— START —

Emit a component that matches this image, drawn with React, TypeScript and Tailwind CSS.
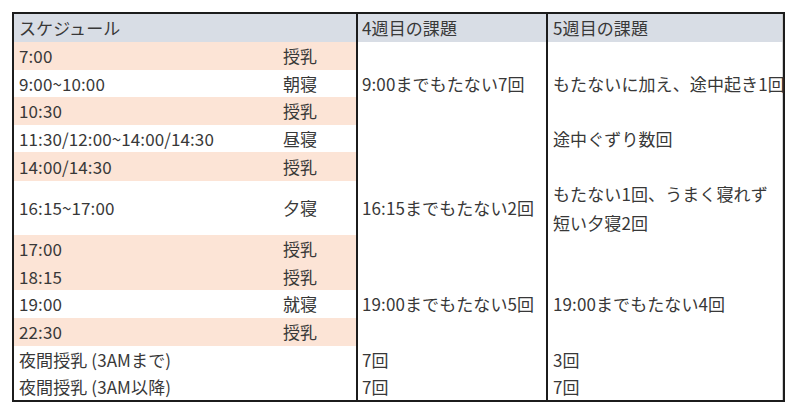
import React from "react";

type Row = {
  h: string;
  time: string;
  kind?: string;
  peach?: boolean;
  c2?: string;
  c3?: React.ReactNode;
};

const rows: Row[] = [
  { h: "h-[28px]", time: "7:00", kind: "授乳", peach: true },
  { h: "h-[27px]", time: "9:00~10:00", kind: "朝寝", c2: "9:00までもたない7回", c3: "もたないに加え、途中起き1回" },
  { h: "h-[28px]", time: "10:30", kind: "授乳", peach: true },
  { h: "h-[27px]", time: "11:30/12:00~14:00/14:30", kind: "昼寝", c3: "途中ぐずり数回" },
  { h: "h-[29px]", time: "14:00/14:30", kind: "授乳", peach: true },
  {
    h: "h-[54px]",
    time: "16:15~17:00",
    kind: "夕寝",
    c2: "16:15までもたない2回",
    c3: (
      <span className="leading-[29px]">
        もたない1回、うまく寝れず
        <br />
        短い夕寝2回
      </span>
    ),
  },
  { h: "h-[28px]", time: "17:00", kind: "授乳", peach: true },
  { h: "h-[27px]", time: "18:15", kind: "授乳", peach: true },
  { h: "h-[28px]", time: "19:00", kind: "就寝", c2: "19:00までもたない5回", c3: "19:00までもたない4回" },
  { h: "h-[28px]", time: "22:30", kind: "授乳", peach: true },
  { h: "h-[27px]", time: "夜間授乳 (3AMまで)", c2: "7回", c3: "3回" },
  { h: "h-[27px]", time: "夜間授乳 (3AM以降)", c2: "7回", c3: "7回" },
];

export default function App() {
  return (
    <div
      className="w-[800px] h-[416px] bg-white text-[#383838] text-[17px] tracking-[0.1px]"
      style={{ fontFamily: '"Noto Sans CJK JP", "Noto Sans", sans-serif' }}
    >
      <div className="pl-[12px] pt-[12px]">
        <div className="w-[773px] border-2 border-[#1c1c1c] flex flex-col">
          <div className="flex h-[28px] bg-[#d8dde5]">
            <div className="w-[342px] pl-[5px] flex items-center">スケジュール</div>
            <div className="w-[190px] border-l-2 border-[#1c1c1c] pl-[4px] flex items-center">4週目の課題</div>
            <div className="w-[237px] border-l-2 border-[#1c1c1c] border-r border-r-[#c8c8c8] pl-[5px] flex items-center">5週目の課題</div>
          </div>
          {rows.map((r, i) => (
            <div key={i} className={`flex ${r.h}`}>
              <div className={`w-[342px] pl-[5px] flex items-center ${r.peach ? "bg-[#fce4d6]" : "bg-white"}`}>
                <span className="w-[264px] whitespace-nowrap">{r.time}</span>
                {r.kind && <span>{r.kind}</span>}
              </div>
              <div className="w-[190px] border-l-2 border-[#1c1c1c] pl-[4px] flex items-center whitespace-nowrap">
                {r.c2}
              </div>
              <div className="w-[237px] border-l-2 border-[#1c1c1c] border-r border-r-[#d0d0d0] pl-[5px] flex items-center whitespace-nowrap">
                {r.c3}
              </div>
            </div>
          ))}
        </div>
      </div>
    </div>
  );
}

— END —

Omit pictures; set down the rest of the material word for word.

## REPLY
Emit a component that matches this image, drawn with React, TypeScript and Tailwind CSS.
import React from "react";

type Row = {
  h: string;
  time: string;
  kind?: string;
  peach?: boolean;
  c2?: string;
  c3?: React.ReactNode;
};

const rows: Row[] = [
  { h: "h-[28px]", time: "7:00", kind: "授乳", peach: true },
  { h: "h-[27px]", time: "9:00~10:00", kind: "朝寝", c2: "9:00までもたない7回", c3: "もたないに加え、途中起き1回" },
  { h: "h-[28px]", time: "10:30", kind: "授乳", peach: true },
  { h: "h-[27px]", time: "11:30/12:00~14:00/14:30", kind: "昼寝", c3: "途中ぐずり数回" },
  { h: "h-[29px]", time: "14:00/14:30", kind: "授乳", peach: true },
  {
    h: "h-[54px]",
    time: "16:15~17:00",
    kind: "夕寝",
    c2: "16:15までもたない2回",
    c3: (
      <span className="leading-[29px]">
        もたない1回、うまく寝れず
        <br />
        短い夕寝2回
      </span>
    ),
  },
  { h: "h-[28px]", time: "17:00", kind: "授乳", peach: true },
  { h: "h-[27px]", time: "18:15", kind: "授乳", peach: true },
  { h: "h-[28px]", time: "19:00", kind: "就寝", c2: "19:00までもたない5回", c3: "19:00までもたない4回" },
  { h: "h-[28px]", time: "22:30", kind: "授乳", peach: true },
  { h: "h-[27px]", time: "夜間授乳 (3AMまで)", c2: "7回", c3: "3回" },
  { h: "h-[27px]", time: "夜間授乳 (3AM以降)", c2: "7回", c3: "7回" },
];

export default function App() {
  return (
    <div
      className="w-[800px] h-[416px] bg-white text-[#383838] text-[17px] tracking-[0.1px]"
      style={{ fontFamily: '"Noto Sans CJK JP", "Noto Sans", sans-serif' }}
    >
      <div className="pl-[12px] pt-[12px]">
        <div className="w-[773px] border-2 border-[#1c1c1c] flex flex-col">
          <div className="flex h-[28px] bg-[#d8dde5]">
            <div className="w-[342px] pl-[5px] flex items-center">スケジュール</div>
            <div className="w-[190px] border-l-2 border-[#1c1c1c] pl-[4px] flex items-center">4週目の課題</div>
            <div className="w-[237px] border-l-2 border-[#1c1c1c] border-r border-r-[#c8c8c8] pl-[5px] flex items-center">5週目の課題</div>
          </div>
          {rows.map((r, i) => (
            <div key={i} className={`flex ${r.h}`}>
              <div className={`w-[342px] pl-[5px] flex items-center ${r.peach ? "bg-[#fce4d6]" : "bg-white"}`}>
                <span className="w-[264px] whitespace-nowrap">{r.time}</span>
                {r.kind && <span>{r.kind}</span>}
              </div>
              <div className="w-[190px] border-l-2 border-[#1c1c1c] pl-[4px] flex items-center whitespace-nowrap">
                {r.c2}
              </div>
              <div className="w-[237px] border-l-2 border-[#1c1c1c] border-r border-r-[#d0d0d0] pl-[5px] flex items-center whitespace-nowrap">
                {r.c3}
              </div>
            </div>
          ))}
        </div>
      </div>
    </div>
  );
}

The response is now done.